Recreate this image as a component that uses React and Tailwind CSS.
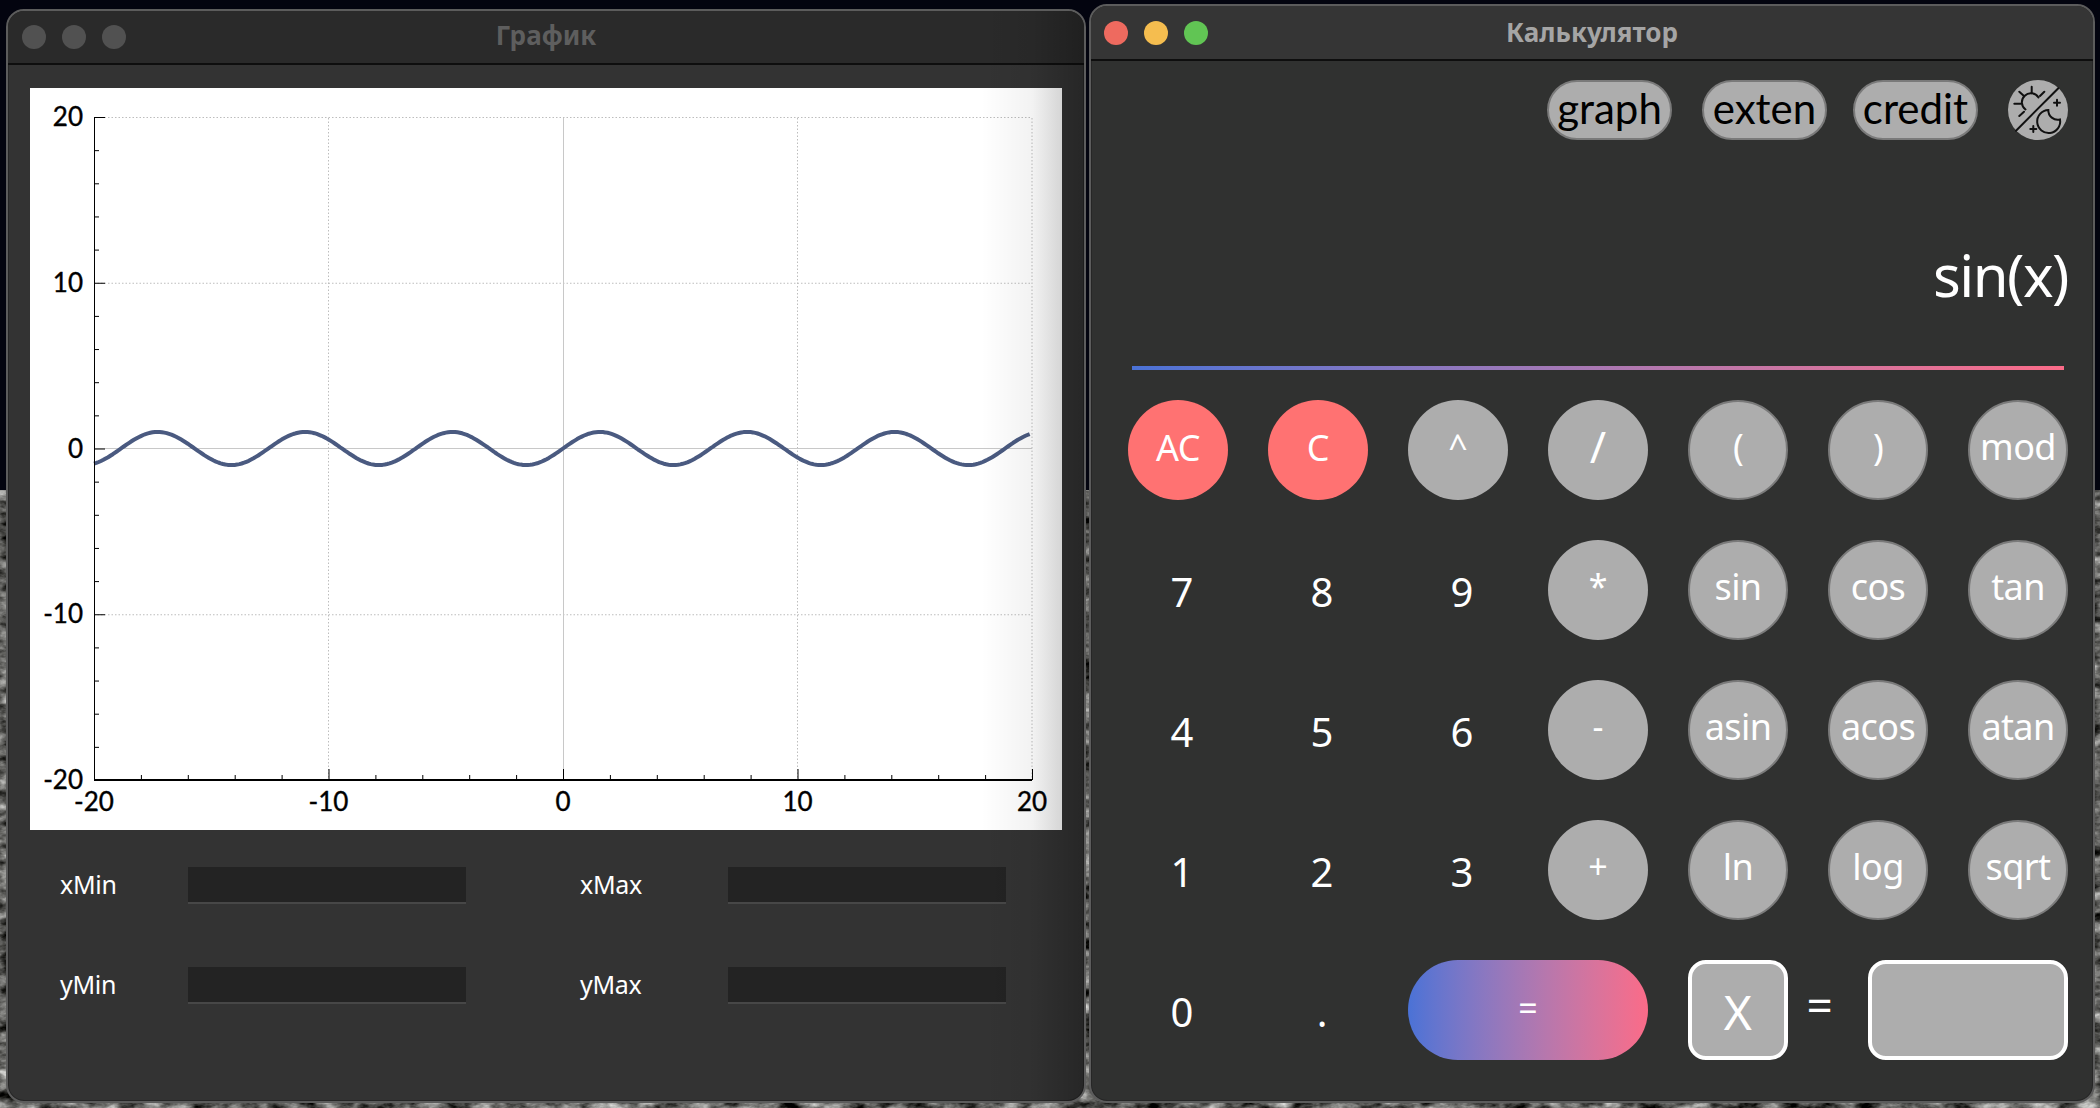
________________
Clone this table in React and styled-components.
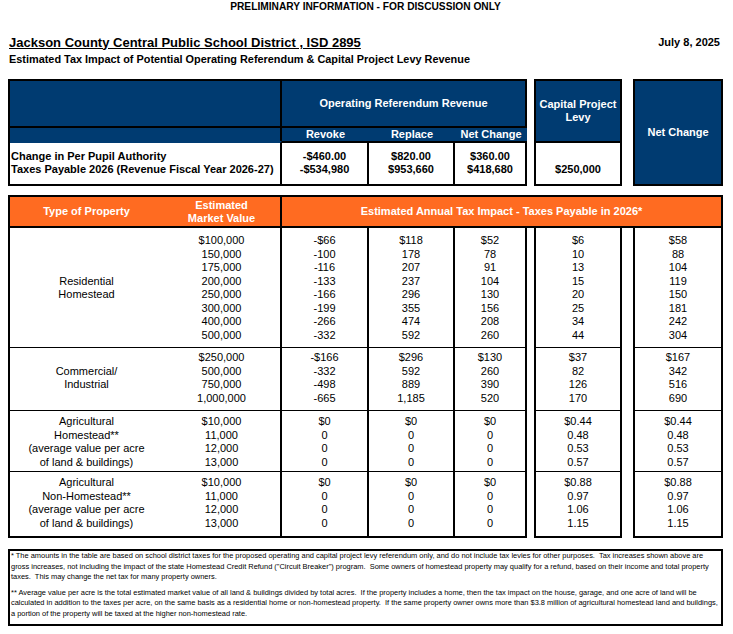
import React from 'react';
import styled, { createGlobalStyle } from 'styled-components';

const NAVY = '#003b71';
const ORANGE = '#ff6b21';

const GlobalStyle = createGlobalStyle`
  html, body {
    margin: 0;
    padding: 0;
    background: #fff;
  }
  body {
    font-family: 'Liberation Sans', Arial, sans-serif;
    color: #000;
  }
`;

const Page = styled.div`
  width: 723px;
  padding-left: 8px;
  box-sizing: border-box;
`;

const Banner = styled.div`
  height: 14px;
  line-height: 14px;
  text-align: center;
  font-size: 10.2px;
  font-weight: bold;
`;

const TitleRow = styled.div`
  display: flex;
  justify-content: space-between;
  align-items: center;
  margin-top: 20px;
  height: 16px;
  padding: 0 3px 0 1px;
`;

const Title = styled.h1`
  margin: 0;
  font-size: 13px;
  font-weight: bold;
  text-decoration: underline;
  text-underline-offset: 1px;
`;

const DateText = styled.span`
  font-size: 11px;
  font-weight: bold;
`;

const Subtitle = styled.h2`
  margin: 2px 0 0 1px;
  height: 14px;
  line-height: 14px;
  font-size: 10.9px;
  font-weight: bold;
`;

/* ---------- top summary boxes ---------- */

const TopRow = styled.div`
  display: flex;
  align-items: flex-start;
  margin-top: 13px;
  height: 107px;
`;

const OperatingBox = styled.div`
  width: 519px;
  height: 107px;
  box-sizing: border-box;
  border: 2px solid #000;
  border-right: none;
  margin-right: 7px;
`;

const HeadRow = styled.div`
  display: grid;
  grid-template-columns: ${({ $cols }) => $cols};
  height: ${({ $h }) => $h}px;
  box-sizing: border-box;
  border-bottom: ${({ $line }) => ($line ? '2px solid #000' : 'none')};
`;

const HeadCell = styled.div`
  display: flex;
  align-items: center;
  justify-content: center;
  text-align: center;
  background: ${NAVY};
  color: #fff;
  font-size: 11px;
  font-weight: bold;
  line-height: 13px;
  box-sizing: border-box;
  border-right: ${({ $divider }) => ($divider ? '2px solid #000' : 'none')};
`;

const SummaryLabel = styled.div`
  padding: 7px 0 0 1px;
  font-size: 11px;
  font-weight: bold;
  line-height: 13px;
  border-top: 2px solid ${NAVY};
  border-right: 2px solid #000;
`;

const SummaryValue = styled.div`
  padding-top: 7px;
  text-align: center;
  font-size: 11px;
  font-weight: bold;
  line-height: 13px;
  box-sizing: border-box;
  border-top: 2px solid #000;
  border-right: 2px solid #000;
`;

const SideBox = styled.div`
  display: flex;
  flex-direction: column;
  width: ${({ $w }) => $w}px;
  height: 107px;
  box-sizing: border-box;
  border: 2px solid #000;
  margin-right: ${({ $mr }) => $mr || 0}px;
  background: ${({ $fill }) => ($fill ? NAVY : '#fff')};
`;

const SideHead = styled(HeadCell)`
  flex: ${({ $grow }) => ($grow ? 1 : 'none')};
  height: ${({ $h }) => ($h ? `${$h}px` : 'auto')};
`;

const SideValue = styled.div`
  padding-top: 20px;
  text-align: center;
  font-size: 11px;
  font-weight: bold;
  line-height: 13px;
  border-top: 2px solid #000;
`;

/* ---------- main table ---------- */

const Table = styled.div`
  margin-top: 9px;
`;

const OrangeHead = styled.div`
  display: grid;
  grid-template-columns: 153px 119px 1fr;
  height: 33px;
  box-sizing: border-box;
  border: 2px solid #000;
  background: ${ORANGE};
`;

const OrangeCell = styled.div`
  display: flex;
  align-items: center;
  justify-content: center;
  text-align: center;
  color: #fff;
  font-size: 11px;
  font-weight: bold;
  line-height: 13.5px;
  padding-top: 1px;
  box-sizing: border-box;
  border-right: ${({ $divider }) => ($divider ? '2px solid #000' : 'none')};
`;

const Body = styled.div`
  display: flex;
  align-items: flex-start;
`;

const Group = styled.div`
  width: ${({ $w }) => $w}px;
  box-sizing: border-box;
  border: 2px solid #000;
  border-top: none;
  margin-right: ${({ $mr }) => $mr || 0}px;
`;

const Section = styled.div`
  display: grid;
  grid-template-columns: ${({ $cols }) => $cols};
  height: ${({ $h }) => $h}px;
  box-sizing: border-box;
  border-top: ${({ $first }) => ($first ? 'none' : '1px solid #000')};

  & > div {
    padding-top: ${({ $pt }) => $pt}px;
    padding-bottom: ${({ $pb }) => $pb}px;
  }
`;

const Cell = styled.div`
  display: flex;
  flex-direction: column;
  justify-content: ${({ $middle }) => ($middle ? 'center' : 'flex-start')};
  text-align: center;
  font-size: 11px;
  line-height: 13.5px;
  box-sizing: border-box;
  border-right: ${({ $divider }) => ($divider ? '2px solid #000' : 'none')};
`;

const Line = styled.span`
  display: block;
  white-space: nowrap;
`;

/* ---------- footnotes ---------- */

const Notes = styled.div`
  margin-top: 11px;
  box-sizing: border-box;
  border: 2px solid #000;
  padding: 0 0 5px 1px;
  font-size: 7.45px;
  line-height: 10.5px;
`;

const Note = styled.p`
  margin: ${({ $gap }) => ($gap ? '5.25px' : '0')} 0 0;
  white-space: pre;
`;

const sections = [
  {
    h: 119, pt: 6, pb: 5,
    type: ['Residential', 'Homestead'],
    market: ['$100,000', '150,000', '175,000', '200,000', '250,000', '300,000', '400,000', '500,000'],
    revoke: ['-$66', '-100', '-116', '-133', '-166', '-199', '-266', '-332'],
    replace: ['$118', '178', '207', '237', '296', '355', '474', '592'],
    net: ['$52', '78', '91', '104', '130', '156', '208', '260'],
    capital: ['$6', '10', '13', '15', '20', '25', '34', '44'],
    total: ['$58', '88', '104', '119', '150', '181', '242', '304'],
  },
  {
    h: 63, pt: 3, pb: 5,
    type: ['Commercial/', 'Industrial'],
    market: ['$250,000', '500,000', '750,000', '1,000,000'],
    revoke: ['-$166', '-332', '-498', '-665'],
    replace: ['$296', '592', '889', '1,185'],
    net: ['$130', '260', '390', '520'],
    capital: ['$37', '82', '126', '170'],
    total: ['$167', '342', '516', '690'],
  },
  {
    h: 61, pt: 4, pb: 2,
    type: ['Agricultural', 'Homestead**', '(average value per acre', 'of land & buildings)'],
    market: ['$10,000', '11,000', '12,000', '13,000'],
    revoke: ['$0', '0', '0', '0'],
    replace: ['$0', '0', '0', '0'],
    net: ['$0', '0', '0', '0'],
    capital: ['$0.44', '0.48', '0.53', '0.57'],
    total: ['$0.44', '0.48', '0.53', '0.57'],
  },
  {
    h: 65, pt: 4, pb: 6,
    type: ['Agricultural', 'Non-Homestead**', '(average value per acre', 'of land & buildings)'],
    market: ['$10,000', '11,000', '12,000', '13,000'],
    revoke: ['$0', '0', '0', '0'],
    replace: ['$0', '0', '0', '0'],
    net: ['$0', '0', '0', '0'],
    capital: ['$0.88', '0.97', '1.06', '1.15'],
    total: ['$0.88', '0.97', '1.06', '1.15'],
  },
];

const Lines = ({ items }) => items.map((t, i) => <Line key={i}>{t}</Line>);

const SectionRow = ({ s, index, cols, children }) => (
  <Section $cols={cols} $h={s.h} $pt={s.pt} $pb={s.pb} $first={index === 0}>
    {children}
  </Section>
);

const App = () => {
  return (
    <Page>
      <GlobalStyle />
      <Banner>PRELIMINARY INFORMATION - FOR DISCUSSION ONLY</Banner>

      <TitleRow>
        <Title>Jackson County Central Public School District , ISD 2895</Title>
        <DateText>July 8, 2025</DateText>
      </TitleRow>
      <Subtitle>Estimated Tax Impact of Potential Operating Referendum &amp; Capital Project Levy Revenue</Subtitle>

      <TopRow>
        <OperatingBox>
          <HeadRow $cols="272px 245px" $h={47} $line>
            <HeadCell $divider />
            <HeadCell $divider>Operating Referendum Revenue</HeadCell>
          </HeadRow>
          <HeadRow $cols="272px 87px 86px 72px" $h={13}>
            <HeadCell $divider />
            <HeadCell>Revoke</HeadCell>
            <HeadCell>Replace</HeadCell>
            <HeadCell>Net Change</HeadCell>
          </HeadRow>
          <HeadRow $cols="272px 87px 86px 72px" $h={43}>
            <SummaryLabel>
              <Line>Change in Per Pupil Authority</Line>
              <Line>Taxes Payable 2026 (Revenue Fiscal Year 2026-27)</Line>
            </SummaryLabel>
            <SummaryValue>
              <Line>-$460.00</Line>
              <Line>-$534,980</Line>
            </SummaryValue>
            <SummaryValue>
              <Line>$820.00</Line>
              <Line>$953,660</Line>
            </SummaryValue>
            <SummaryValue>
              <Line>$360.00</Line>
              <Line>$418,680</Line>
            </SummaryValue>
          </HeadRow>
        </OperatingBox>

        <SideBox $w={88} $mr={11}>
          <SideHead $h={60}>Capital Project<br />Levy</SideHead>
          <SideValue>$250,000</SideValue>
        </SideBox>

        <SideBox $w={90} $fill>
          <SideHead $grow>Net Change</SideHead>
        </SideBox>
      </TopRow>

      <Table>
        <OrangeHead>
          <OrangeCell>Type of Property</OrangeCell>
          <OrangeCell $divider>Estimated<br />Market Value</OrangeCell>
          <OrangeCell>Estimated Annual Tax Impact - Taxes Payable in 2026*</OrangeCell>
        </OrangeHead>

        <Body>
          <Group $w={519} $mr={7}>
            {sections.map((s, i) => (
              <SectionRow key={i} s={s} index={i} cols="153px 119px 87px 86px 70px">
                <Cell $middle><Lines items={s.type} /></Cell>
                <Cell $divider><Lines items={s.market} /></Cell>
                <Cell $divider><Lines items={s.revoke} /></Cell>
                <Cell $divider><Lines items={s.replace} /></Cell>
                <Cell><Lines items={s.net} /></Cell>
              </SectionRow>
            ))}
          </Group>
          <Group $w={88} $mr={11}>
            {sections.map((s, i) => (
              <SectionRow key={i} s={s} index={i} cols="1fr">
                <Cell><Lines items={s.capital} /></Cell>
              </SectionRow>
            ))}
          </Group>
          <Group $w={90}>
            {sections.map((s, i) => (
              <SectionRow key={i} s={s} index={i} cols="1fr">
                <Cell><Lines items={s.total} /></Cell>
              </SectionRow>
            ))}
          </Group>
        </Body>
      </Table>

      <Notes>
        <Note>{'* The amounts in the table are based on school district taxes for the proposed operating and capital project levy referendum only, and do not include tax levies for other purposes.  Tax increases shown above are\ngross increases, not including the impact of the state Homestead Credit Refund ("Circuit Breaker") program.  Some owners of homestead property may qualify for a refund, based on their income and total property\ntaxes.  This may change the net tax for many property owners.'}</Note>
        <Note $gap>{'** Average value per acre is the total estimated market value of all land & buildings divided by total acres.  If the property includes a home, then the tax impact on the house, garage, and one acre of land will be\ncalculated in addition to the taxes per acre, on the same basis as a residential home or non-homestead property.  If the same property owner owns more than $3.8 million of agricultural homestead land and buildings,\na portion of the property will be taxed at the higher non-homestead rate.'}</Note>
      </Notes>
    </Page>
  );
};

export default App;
________________
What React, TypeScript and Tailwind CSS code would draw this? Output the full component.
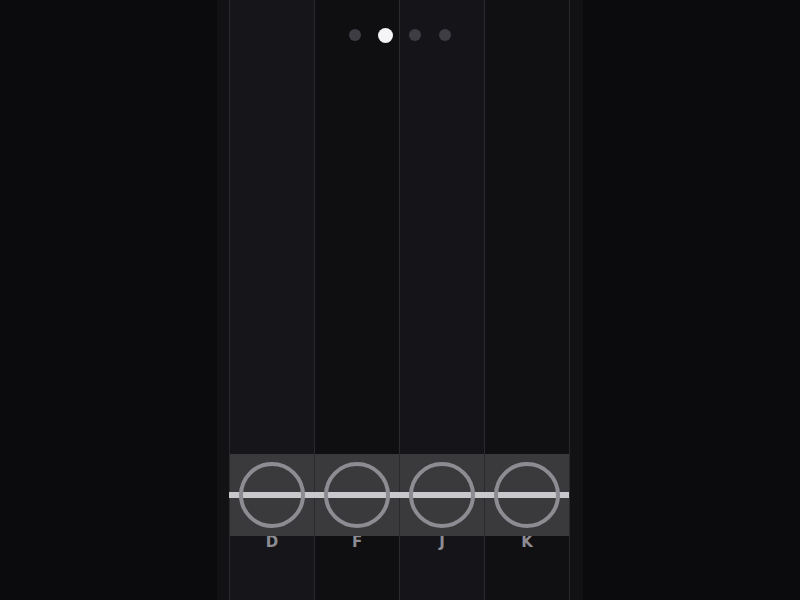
________________
• Written problem: Report how many lines of the data hold the string "React"; give only the number.

• Correct output: 4